● **EXCERPTED DATA**
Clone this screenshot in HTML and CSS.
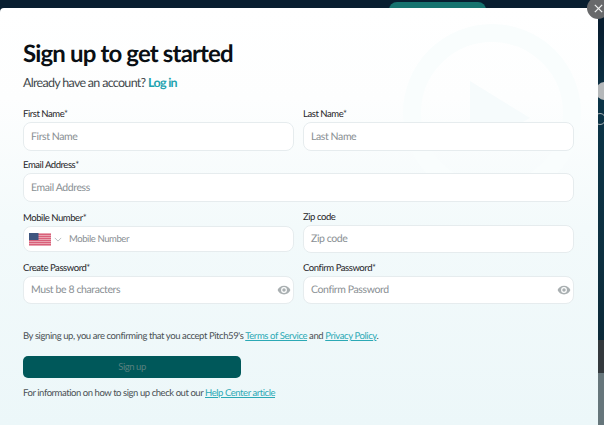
FILE: index.html
```html
<!DOCTYPE html>
<html lang="en">
<head>
<meta charset="utf-8">
<title>Sign up</title>
<link rel="stylesheet" href="styles.css">
</head>
<body>
<div class="backdrop">
  <div class="tab"></div>
  <div class="side-avatar"></div>
  <div class="side-ring"></div>
  <div class="side-bar"></div>
  <div class="side-thumb"></div>
  <main class="modal">
    <svg class="watermark" viewBox="0 0 180 180" aria-hidden="true">
      <circle cx="90" cy="90" r="80" fill="none" stroke="#f9fdfd" stroke-width="18"/>
      <path d="M68 58 L128 95 L68 128 Z" fill="#f6fbfc"/>
    </svg>
    <h1 class="title">Sign up to get started</h1>
    <p class="subtitle">Already have an account? <a class="login" href="#">Log in</a></p>
    <form class="form">
      <div class="row row-name">
        <div class="field"><label class="label">First Name*</label><div class="input"><span class="ph">First Name</span></div></div>
        <div class="field"><label class="label">Last Name*</label><div class="input"><span class="ph">Last Name</span></div></div>
      </div>
      <div class="row-single">
        <div class="field"><label class="label">Email Address*</label><div class="input"><span class="ph">Email Address</span></div></div>
      </div>
      <div class="row row-mobile">
        <div class="field field-mobile"><label class="label">Mobile Number*</label>
          <div class="input input-phone">
            <svg class="flag" viewBox="0 0 22 13" aria-hidden="true">
              <rect width="22" height="13" fill="#e9a3b0"/>
              <path d="M0 1.5H22M0 3.500H22M0 5.500H22M0 7.500H22M0 9.500H22M0 11.500H22" stroke="#d9607a" stroke-width="1"/>
              <rect width="9.500" height="7" fill="#3f5680"/>
            </svg>
            <svg class="chev" viewBox="0 0 10 6" aria-hidden="true"><path d="M1 1l4 4 4-4" fill="none" stroke="#a9b2b6" stroke-width="1"/></svg>
            <span class="ph ph-phone">Mobile Number</span>
          </div>
        </div>
        <div class="field"><label class="label">Zip code</label><div class="input input-zip"><span class="ph">Zip code</span></div></div>
      </div>
      <div class="row row-pass">
        <div class="field"><label class="label">Create Password*</label><div class="input input-pass"><span class="ph">Must be 8 characters</span>
          <svg class="eye" viewBox="0 0 24 24" aria-hidden="true"><path d="M12 4.500C7 4.500 2.700 7.600 1 12c1.700 4.400 6 7.500 11 7.500s9.300-3.100 11-7.500c-1.700-4.400-6-7.500-11-7.500zm0 12.500a5 5 0 1 1 0-10 5 5 0 0 1 0 10zm0-8a3 3 0 1 0 0 6 3 3 0 0 0 0-6z" fill="#a9afb1"/></svg>
        </div></div>
        <div class="field"><label class="label">Confirm Password*</label><div class="input input-pass"><span class="ph">Confirm Password</span>
          <svg class="eye" viewBox="0 0 24 24" aria-hidden="true"><path d="M12 4.500C7 4.500 2.700 7.600 1 12c1.700 4.400 6 7.500 11 7.500s9.300-3.100 11-7.500c-1.700-4.400-6-7.500-11-7.500zm0 12.500a5 5 0 1 1 0-10 5 5 0 0 1 0 10zm0-8a3 3 0 1 0 0 6 3 3 0 0 0 0-6z" fill="#a9afb1"/></svg>
        </div></div>
      </div>
      <p class="terms">By signing up, you are confirming that you accept Pitch59's <a class="link" href="#">Terms of Service</a> and <a class="link" href="#">Privacy Policy</a>.</p>
      <button class="submit" type="button">Sign up</button>
      <p class="help">For information on how to sign up check out our <a class="link" href="#">Help Center article</a></p>
    </form>
  </main>
  <button class="close" type="button" aria-label="Close">
    <svg viewBox="0 0 12 12" aria-hidden="true"><path d="M2 2l8 8M10 2l-8 8" stroke="#eef0f0" stroke-width="1.400" fill="none"/></svg>
  </button>
</div>
</body>
</html>
```
FILE: styles.css
```css
* { box-sizing: border-box; }
html, body { margin: 0; padding: 0; height: 100%; overflow: hidden; }
body { font-family: "Lato", sans-serif; background: #081e30; text-rendering: geometricPrecision; }

.backdrop { position: relative; width: 604px; height: 425px; padding-top: 8px; background: linear-gradient(180deg, #081e30 0, #081e30 30px, #0b3447 100px, #0d3040 260px, #0a2230 100%); }

.tab { position: absolute; left: 389px; top: 2px; width: 97px; height: 10px; background: #16736f; border-radius: 8px 8px 0 0; }
.side-avatar { position: absolute; left: 596px; top: 82px; width: 16px; height: 18px; border-radius: 50%; background: #b5b8ba; }
.side-ring { position: absolute; left: 594px; top: 113px; width: 12px; height: 12px; border-radius: 50%; border: 1px solid #a9b2b6; }
.side-bar { position: absolute; left: 598px; top: 340px; width: 6px; height: 33px; background: #33393d; }
.side-thumb { position: absolute; left: 598px; top: 373px; width: 6px; height: 52px; background: #66767b; }

.modal { position: relative; width: 598px; height: 417px; padding: 29px 24px 0 23px; border-radius: 4px 0 0 0; overflow: hidden; background: linear-gradient(180deg, #ffffff 0, #fdfefe 90px, #f3fafb 220px, #ecf7f9 100%); }

.watermark { position: absolute; left: 402px; top: 15px; width: 180px; height: 180px; }

.title { position: relative; margin: 0; font-size: 24px; line-height: 33px; font-weight: 700; letter-spacing: -0.85px; color: #0a0f14; }
.subtitle { position: relative; margin: 1px 0 0; font-size: 12.500px; line-height: 24px; letter-spacing: -0.7px; color: #42484c; }
.login { color: #22a3b0; font-weight: 700; text-decoration: none; }

.form { position: relative; margin: 0; }
.row { display: grid; grid-template-columns: 271px 271px; column-gap: 9px; }
.row-name { margin-top: 11px; }
.row-single { margin-top: 6px; width: 551px; }
.row-mobile { margin-top: 7px; }
.row-pass { margin-top: 7px; }

.label { display: block; height: 16px; font-size: 9.500px; line-height: 18px; letter-spacing: -0.44px; color: #1f2428; }
.input { display: flex; align-items: center; height: 29px; padding: 0 7px; background: #fff; border: 1px solid #e6ecee; border-radius: 8px; }
.field-mobile .label { margin-top: 1px; }
.field-mobile .input { height: 26px; margin-top: 0; padding-left: 5px; }
.input-zip { height: 28px; }
.input-pass { justify-content: space-between; height: 28px; padding-right: 2px; }

.ph { font-size: 10.500px; letter-spacing: -0.4px; color: #8a9094; }
.ph-phone { font-size: 9.500px; letter-spacing: -0.42px; margin-left: 7px; }

.flag { width: 22px; height: 13px; flex: none; }
.chev { width: 8px; height: 5px; margin-left: 3px; flex: none; }
.eye { width: 14px; height: 14px; flex: none; }

.terms { margin: 26px 0 0; font-size: 9.500px; line-height: 14px; letter-spacing: -0.41px; color: #4a5054; }
.link { color: #2ba9b5; text-decoration: underline; }
.submit { display: block; width: 218px; height: 22px; margin-top: 12px; padding: 0; border: 0; border-radius: 5px; background: #00585a; color: #58807f; font: 9.500px/22px "Lato", sans-serif; letter-spacing: -0.45px; }
.help { margin: 9px 0 0; font-size: 9.500px; line-height: 14px; letter-spacing: -0.44px; color: #4a5054; }

.close { position: absolute; left: 587px; top: -3px; width: 22px; height: 22px; padding: 0; border: 0; border-radius: 50%; background: #68696b; display: flex; align-items: center; justify-content: center; }
.close svg { width: 11px; height: 11px; }
```
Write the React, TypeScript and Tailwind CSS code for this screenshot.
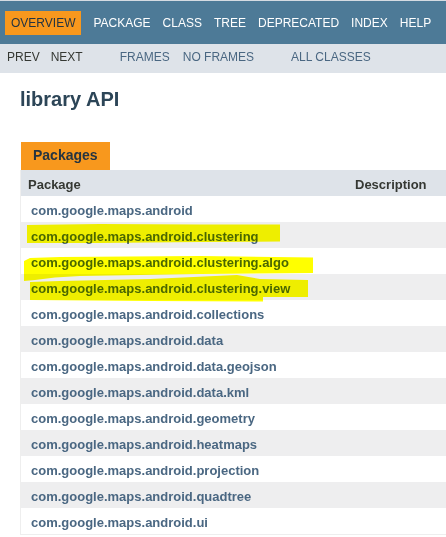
import React from 'react';

const topNav = ['PACKAGE', 'CLASS', 'TREE', 'DEPRECATED', 'INDEX', 'HELP'];

const packages = [
  'com.google.maps.android',
  'com.google.maps.android.clustering',
  'com.google.maps.android.clustering.algo',
  'com.google.maps.android.clustering.view',
  'com.google.maps.android.collections',
  'com.google.maps.android.data',
  'com.google.maps.android.data.geojson',
  'com.google.maps.android.data.kml',
  'com.google.maps.android.geometry',
  'com.google.maps.android.heatmaps',
  'com.google.maps.android.projection',
  'com.google.maps.android.quadtree',
  'com.google.maps.android.ui',
];

// marker strokes drawn over the page
const Highlights: React.FC = () => (
  <svg
    className="absolute top-0 left-0 pointer-events-none mix-blend-multiply"
    width={446}
    height={537}
    viewBox="0 0 446 537"
  >
    <path
      fill="#ffff00"
      d="M27 225 L100 224 L200 224.5 L280 224.5 L280 241.5 L200 242 L100 243 L27 243 Z"
    />
    <path
      fill="#ffff00"
      d="M24 261 L30 258 L60 257 L200 256 L313 257.5 L313 273 L200 274 L80 276 L55 277.5 L35 280 L24 281 Z"
    />
    <path
      fill="#ffff00"
      d="M30 282 L60 281 L150 279 L237 275 L260 279 L308 280 L308 297 L263 297 L263 301.5 L150 301 L30 300 Z"
    />
  </svg>
);

const App: React.FC = () => {
  return (
    <div className="relative w-[446px] h-[537px] overflow-hidden bg-white font-['Liberation_Sans',Arial,sans-serif]">
      <div className="h-px bg-[#d5dbe2]" />
      {/* top navigation */}
      <div className="h-[43px] bg-[#4D7A97] flex items-start pt-[10px] pl-[5px] text-[12px] leading-[14px]">
        <span className="bg-[#F8981D] text-[#253441] px-[6px] pt-[5px] h-[24px] mr-[6px]">OVERVIEW</span>
        {topNav.map((item) => (
          <span key={item} className="text-white px-[6px] pt-[5px]">
            {item}
          </span>
        ))}
      </div>
      {/* sub navigation */}
      <div className="h-[29px] bg-[#dee3e9] flex pt-[6px] pl-[7px] text-[12px] leading-[14px]">
        <span className="text-[#353833]">PREV</span>
        <span className="text-[#353833] ml-[11px]">NEXT</span>
        <span className="text-[#4A6782] ml-[37px]">FRAMES</span>
        <span className="text-[#4A6782] ml-[13px]">NO FRAMES</span>
        <span className="text-[#4A6782] ml-[37px]">ALL CLASSES</span>
      </div>

      <h1 className="mt-[14px] ml-[20px] text-[20px] leading-[24px] font-bold text-[#2c4557]">library API</h1>

      <div className="mt-[31px] ml-[20px]">
        <div className="ml-px w-[89px] h-[28px] bg-[#F8981D] text-[#253441] font-bold text-[14px] leading-[16px] pt-[5px] pl-[12px]">
          Packages
        </div>
        <div className="border-l border-b border-[#eeeeee]">
          <div className="grid grid-cols-[327px_1fr] h-[26px] bg-[#dee3e9] text-[13px] leading-[14px] font-bold text-[#353833] pt-[8px]">
            <span className="pl-[7px]">Package</span>
            <span className="pl-[7px]">Description</span>
          </div>
          {packages.map((pkg, i) => (
            <div
              key={pkg}
              className={`h-[26px] pt-[8px] pl-[10px] text-[13px] leading-[14px] font-bold text-[#4A6782] ${
                i % 2 === 1 ? 'bg-[#eeeeef]' : 'bg-white'
              }`}
            >
              {pkg}
            </div>
          ))}
        </div>
      </div>

      <Highlights />
    </div>
  );
};

export default App;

● **REQUIREMENT**
Repeat exactly, and only, the entries from the line with "Write the React, TypeScript" through the line with "['PACKAGE', 'CLASS', 'TREE', 'DEPRECATED', 'INDEX', 'HELP'];". Pictures are skipped.

● **THE ANSWER**
Write the React, TypeScript and Tailwind CSS code for this screenshot.
import React from 'react';

const topNav = ['PACKAGE', 'CLASS', 'TREE', 'DEPRECATED', 'INDEX', 'HELP'];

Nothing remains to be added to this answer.